Podemos fazer a boa e velha troca de derivadas para suas aproximações:

$\frac{u_{n_{t+1}} - u_{n_t}}{\Delta t} = \frac{u_{n_{x+1}} + u_{n_{x-1}} - 2u_{n_x}}{\Delta x^2}$

A notação correta seria $u_{n_t, n_x}$, e, por exemplo, a derivada: $\frac{u_{n{t+1}, n_x} - u_{n_t, n_x}}{\Delta t}$, pois a função não depende apenas de uma variável, o que reflete o fato que na computação, eu vou ter que fazer um loop que varie por todos os valores de $x$, e computar a derivada em cada um deles.

Mas por questões estéticas, mostrarei o índice somente da variável sendo variada durante a derivada.

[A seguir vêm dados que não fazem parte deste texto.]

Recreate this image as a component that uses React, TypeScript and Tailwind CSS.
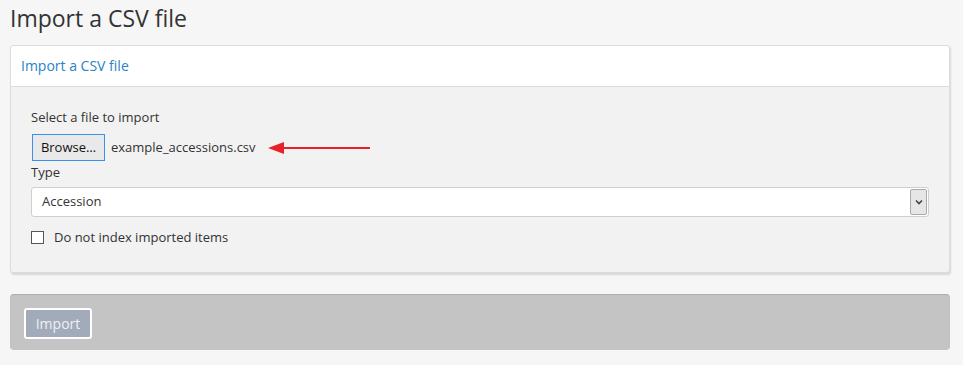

Assumiremos que temos todos os valores espaciais de $u$ no tempo inicial, e queremos prever como a função evolui com o passar do tempo. Portanto, isolamos $u_{n_t+1}$:

$$u_{n_{t+1}} = u_{n_t} + \frac{\Delta t}{\Delta x^2}\left( u_{n_{x+1}} + u_{n_{x-1}} - 2u_{n_x} \right)$$

No ponto de vista da programação, ao invés de uma lista com cada instante do $y$, teremos uma matriz, onde cada “dimensão” da matriz refere a uma variável. Então, por exemplo, $u_{n_t, n_x}$ é u[nt][nx]. Assim, vamos preencher uma coluna da matrix por iteração.

Para cada variável teremos uma precisão, por exemplo: $N_t$, $N_x$.

Continuando com o exemplo, suponha que eu tenha dado como valor inicial $u(0, x)$ para todos os pontos $x$. Quero ver a evolução dessa função indo até $u(0.5, x)$. Os valores iniciais serão uma curva gaussiana pontuda, a precisão do tempo $N_t$ será $120$ e a precisão espacial $N_x = 100$. A função estará delimitada em $-3< x < 3$.

import numpy as np
import matplotlib.pyplot as plt

Nt = 120*100
Nx = 100

T = np.linspace(0, 0.5, Nt)
X = np.linspace(-3, 3, Nx)
U = np.zeros([Nt, Nx])

dt = 0.5/Nt
dx = 6/Nx

# Valor inicial
for nx in range(Nx):
    U[0][nx] = 5*np.exp(-25*X[nx]**2)
    
# Resolver a equação:
for nt in range(Nt-1):
    for nx in range(1, Nx-1):
        U[nt+1][nx] = U[nt][nx] + (dt/(dx**2)) * (U[nt][nx+1] + U[nt][nx-1] - 2*U[nt][nx])

for nt in range(0, Nt-1, 100):
    plt.ylim([0, 5])
    plt.plot(X, U[nt])
    name = (3-len(str(int(nt/100))))*'0' + str(int(nt/100))
    plt.savefig(name+'.png')
    plt.close()

heat

Enfim, é tudo que a tenho a falar por hoje. Em breve, resolvendo equações diferenciais na prática.